Over the years, Brenkman had heard about the legal brothels in Nevada. He had developed diabetes and the wet and damp weather in the Midwest didn’t help. More than anything else, a decline in his health motivated Brenkman to think about leaving Illinois. He and his wife traveled to Las Vegas on a getaway vacation, rented a car, and looked the area over.

They drove to Beatty and Brenkman found himself thinking, “Gee, I like the looks of this country; I think I might move out here and retire.” Back in Peoria, his doctors were telling him his business was too much stress and he should retire.

Brenkman returned to southern Nevada a second time to seriously look the situation over. He met with a realtor and ended up buying 80 acres in Amargosa Valley about a mile south of Beatty. Intending to build a brothel on the property, he began familiarizing himself with the many rules and regulations for licensing and operating a brothel in Nye County.

With 80 acres, he felt that he had a certain amount of control over his destiny. The property was on city water and sewer, the farthest of any such service from Beatty. When he got out of his car on his new property, he thought, “Oh, my God—the silence is beautiful.”

In operating his club in Illinois, Brenkman had to jump through a lot of hoops to remain open. “I was squeaky clean,” he said. He had no problem in getting a license for his Nye County brothel, but there was an enormous amount of required paperwork. He had to come up with 10 years of tax returns and he spent over $60,000 in legal fees. “They had to really scrutinize me,” he said.

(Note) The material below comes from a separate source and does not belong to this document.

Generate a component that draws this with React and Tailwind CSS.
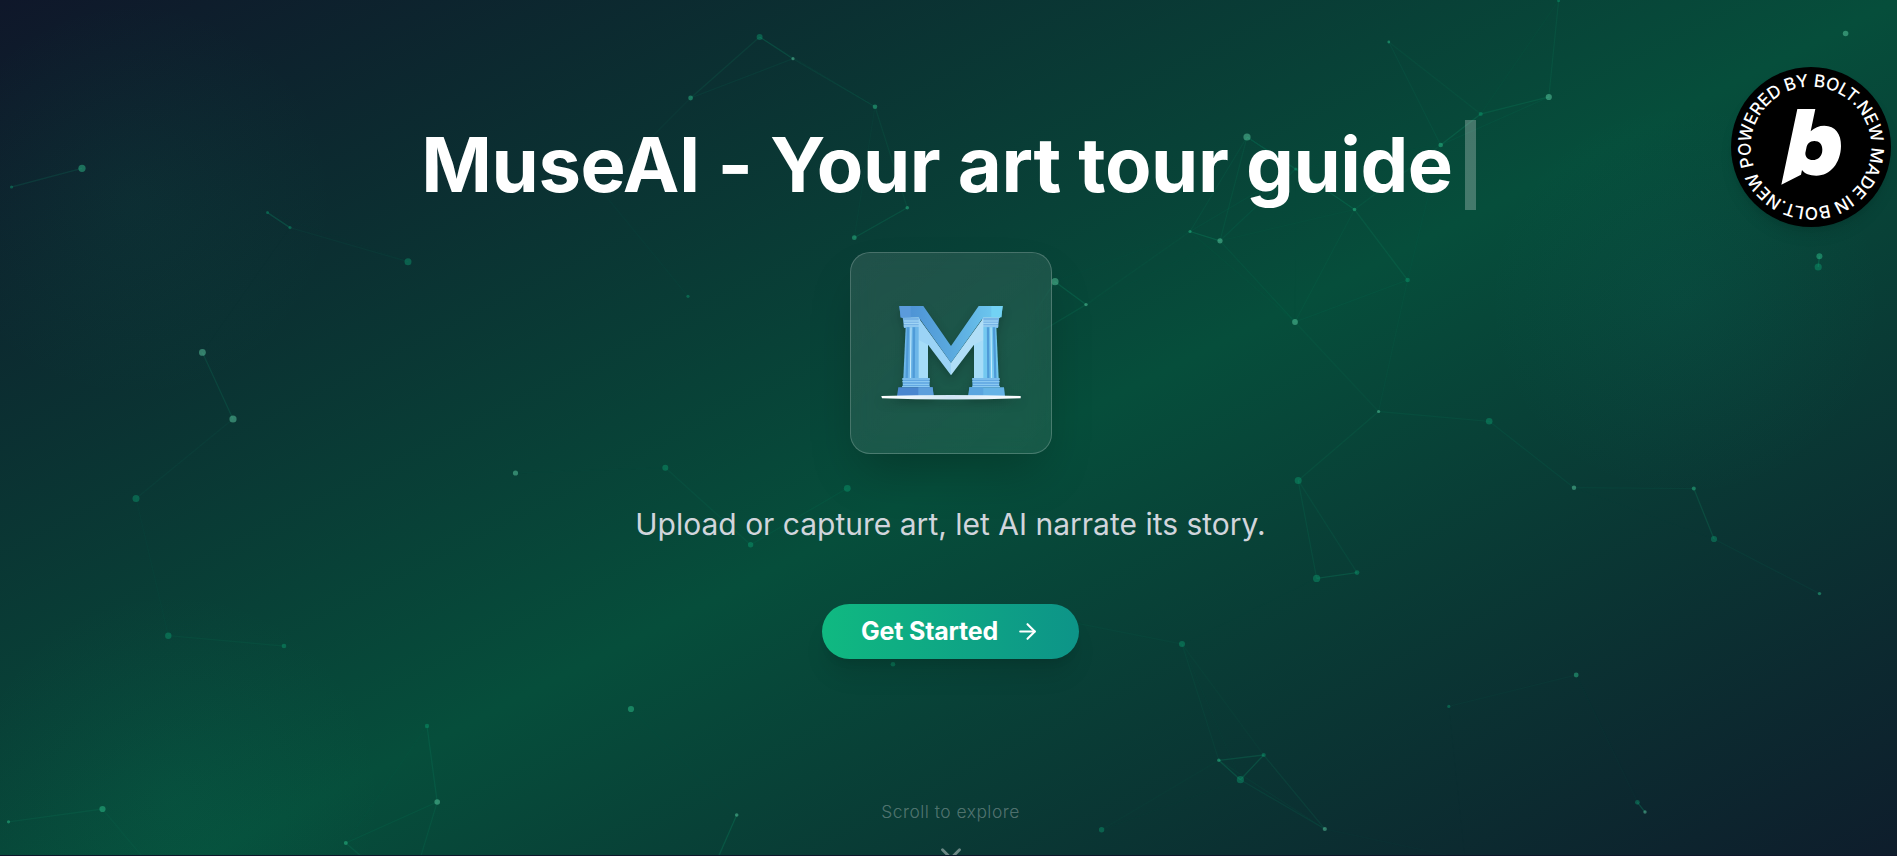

The process took the better part of six months.

Building a Brothel

Brenkman built two structures on his property, a bar and brothel and a beautiful home for himself and his wife located about 100 yards from the brothel. Brenkman designed the brothel and bar himself. He named it Bikinis.

Brenkman gave me a tour of the establishment in 2011. The bar/nightclub was patterned after a strip joint he had owned in Peoria. It featured a large bar and stage where women could dance and couches where people could sit and talk.

The adjoining brothel had two types of rooms, those for entertaining clients and those where the girls lived, separated by a lovely courtyard. The entertainment rooms were about the size of a small Holiday Inn room. They were, as Brenkman said, “A little gaudier than a hotel room, but they’re still nice.”

Each had its own bathroom and shower. Brenkman said a newly hired girl would walk into one of those rooms and say, “Oh, my God. You don’t know what I’m used to working in.”

Rooms where the girls lived were hotel-room size and comfortable, each with its own bath. The women had different working arrangements. Some worked two weeks on and two weeks off; others, a week on and a week off.

He preferred the two-week arrangement. His license was for five girls, meaning five girls working at a time, for a total of ten registered.

Bikinis did not have a grand opening. Brenkman didn’t believe in grand openings. “If you’re going to have a grand opening, do it a year after you’ve been open so people know where you’re at.”

He did not see his bar as being in competition with local bars in Beatty. He did not see himself as chasing their customers.

Alcoholic beverages at Bikinis were more expensive than those available in Beatty.